Showing that an equation of a curve in the plane defines a surface in $R^3$. A generalized cylinder is a ruled surface for which teh rulings are all Euclidean parallel. Thus there is always a parametrization of the form 
$$\mathbf{x}(u,v)=\beta (u)+v\mathbf{q} \;  (\mathbf{q}\in \mathbb{R^3}).$$
Prove: If $C:f(x,y)=a$ is a Curve in the plane, show that in $\mathbb{R^3}$ the same equation defines a surface $\mathfrak{C}$. If $t\to (x(t),y(t))$ is a parametrization of $C$, find a parametrization of $\mathfrak{C}$ that shows it is a generalized cylinder.
I'm having difficulty proving this statement. Since the equation only contains two variables, I don't know how to extend this to $R^3$ space. I would greatly appreciate some help.
 A: The curve $C$ is defined by a level-set function $f(x,y)$ as 
$$
C := \big\{(x,y)\in \mathbb{R}^2\, \big|\ \  f(x,y) = a \big\}.
$$

Note that the function $f:\mathbb{R}^2 \to \mathbb{R}$ is defined on a two-dimensional domain; therefore you cannot use this function for describing anything in $\mathbb{R}^3\!$. However, you were asked to define a surface using the same equation.
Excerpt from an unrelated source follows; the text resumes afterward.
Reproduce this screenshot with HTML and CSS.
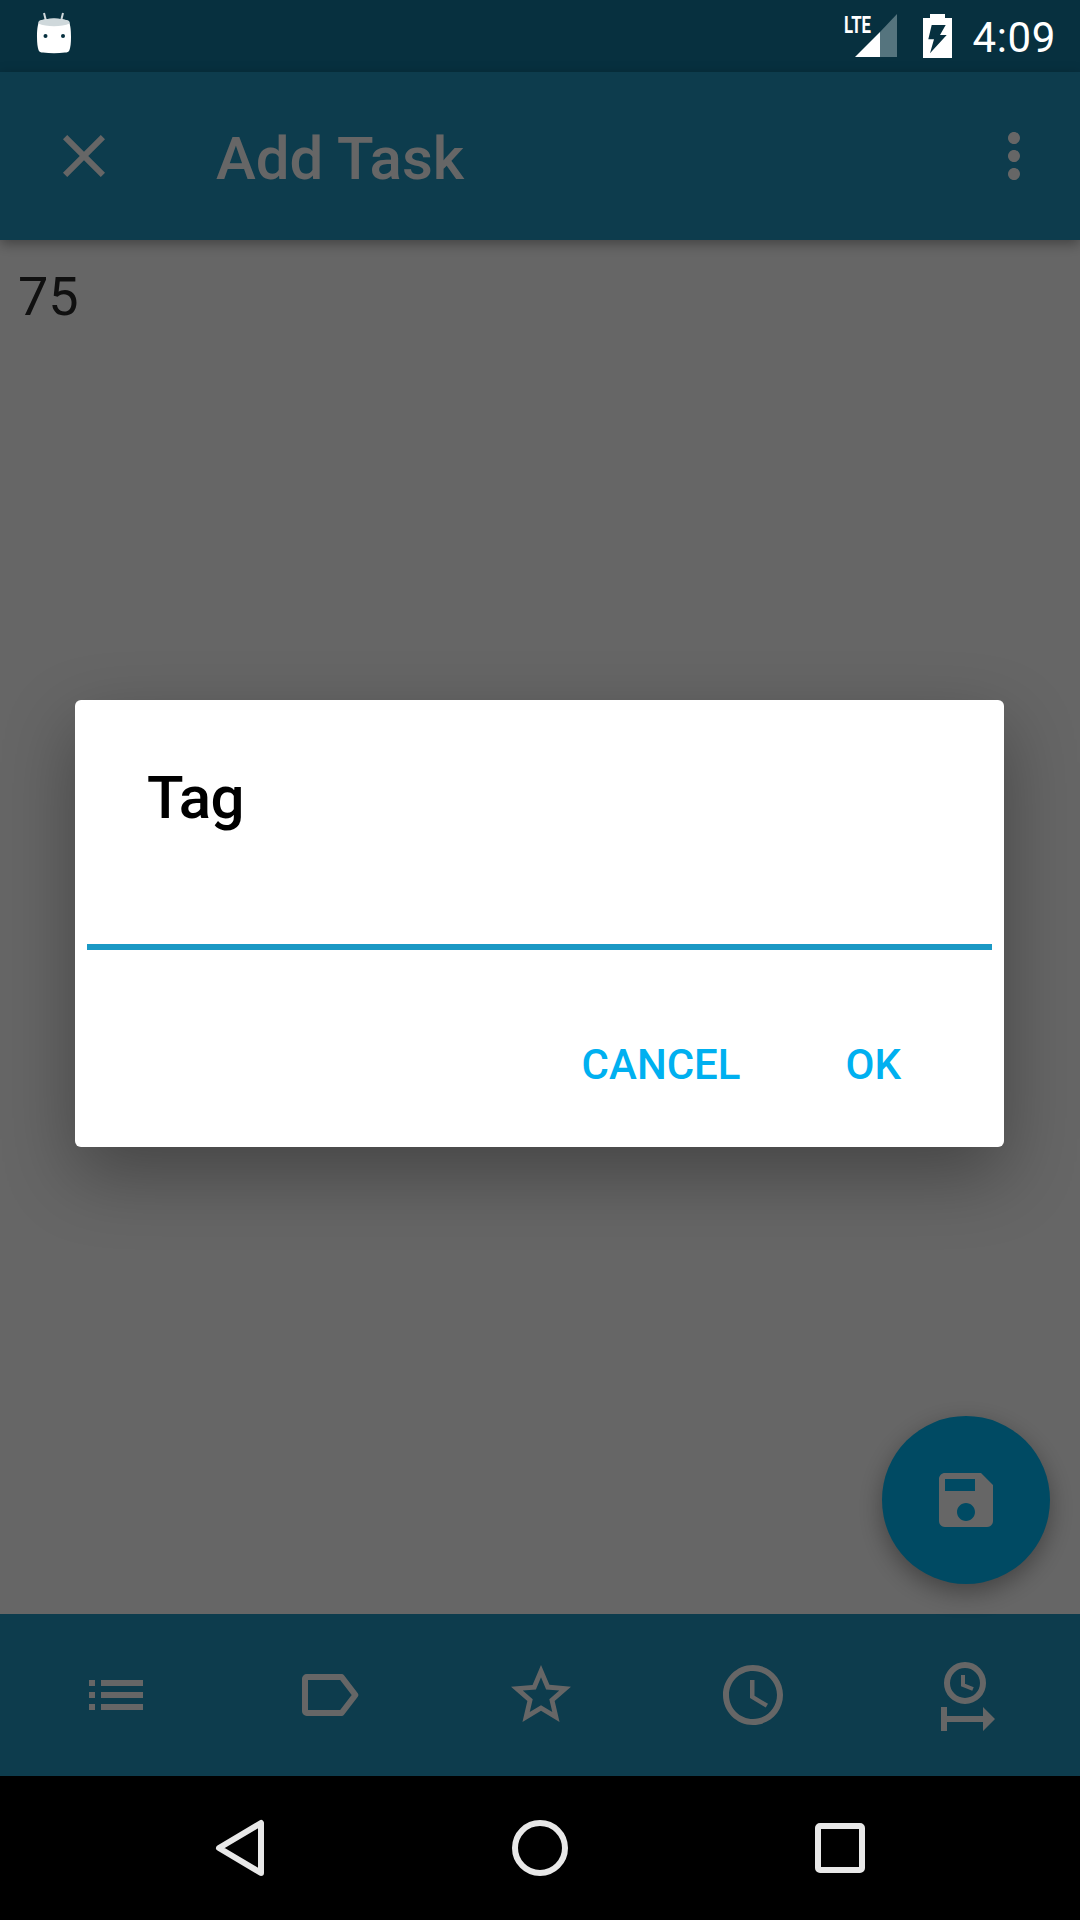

So, technically what you do is you define an extension of $f$ in $\mathbb{R}^3\!$. Very often people abuse notations and use the same symbol for the  extension and for original function. For the sake of clarity, let us avoid this common practice here.

Define the extension  $F: \mathbb{R}^3 \to \mathbb{R}$ of $f$ into $\mathbb{R}^3$. This extension can be defined as $ F(x,y,z) : = f(x,y)$. Then, define generalized cylinder as the following set:
$$
\mathfrak{C} := \big\{(x,y,z)\in \mathbb{R}^3\, \big|\ \  F(x,y,z) = a \big\}.
$$
Using definition of $F$, we can write
$$
\mathfrak{C} := \big\{(x,y,z)\in \mathbb{R}^3\, \big|\ \  f(x,y) = a \big\} .
$$
But then
$$
\mathfrak{C} = \big\{(x,y)\in \mathbb{R}^2\, \big|\ \  f(x,y) = a \big\}
\times  \big\{z\in \mathbb{R} \big\} = C \times P,\tag{*}\label{0}
$$
where $P := \{z\in \mathbb{R} \} $ and $\times$ stands for Cartesian product. 
Observe that


*

*$C\in\mathbb{R}^2 $ is a plane curve, i.e. a $1$-dimentional smooth manifold embedded into $\mathbb{R}^2\!$, 

*$P \sim \mathbb{R}$ is a straight line, which is also a $1$-dimentional smooth manifold, we have 

*$C \not\subseteq P$ and $C \not\supseteq P$  because $P$ is orthogonal to the plane of $C$. 


In this way, our cylinder $\mathfrak{C}$ is defined as a Cartesian product of smooth manifolds of dimensionality $1$. Therefore $\mathfrak{C}$ is itself a smooth manifold of dimension $2$ embedded into $\mathbb{R}^3\!$!
Now we only have to derive parametrization of $\mathfrak{C}$. 
First, recall that any  plane curve $\gamma$ can parametrized in $\mathbb{R}^2$ by a smooth map
$$
\gamma : I \to \mathbb{R}^2,
$$
where $I\in\mathbb{R}$ is some interval ( a non-empty connected subset of $\mathbb{R}$) and $\gamma(t) =  \big[\,x(t),\, y(t)\, \big]'$. 
Since we need the parametrization in $\mathbb{R}^3$, we can use extension of $\gamma$ and define a new parametrization
$$
\beta(t) = 
\begin{bmatrix}
x(t)\\ y(t) \\ 0
\end{bmatrix}
: I \to \mathbb{R}^3, \qquad \text{ where } \quad
\gamma(t) = 
\begin{bmatrix}
x(t)\\ y(t) 
\end{bmatrix}\tag{1}\label{1}
$$
Second, denote $\vec{n} = [0,0,1]$ — the unit normal vector for domain plane of $C$. 
Then $P$ can be parametrized in $\mathbb{R}^3$ by the map $\mathbf{v}: \mathbb{R} \to \mathbb{R}^3$
$$\tag{2}\label{2}
\alpha(s) = s\,\vec{\mathbf{n}} = 
\begin{bmatrix}
0 \\ 0 \\  s
\end{bmatrix},
\quad s \in \mathbb{R}
$$
Finally, combining parameterizations $\eqref{1}$ and $\eqref{2}$ in the Cartesian product expression $\eqref{0}$ for $\mathfrak{C}$, we get the following parametrization for generalized cylinders:
$$
\mathbf{r}(t,s) = \beta(t) + \alpha(s) = \beta(t) + s\,\vec{\mathbf{n}}, 
$$
where $t\in I\subset\mathbb{R}$, $s\in\mathbb{R}$, $\beta(t)= \big[\,x(t),\, y(t),\, 0\,\big]'$, and $\vec{\mathbf{n}} = [0,0,1]'$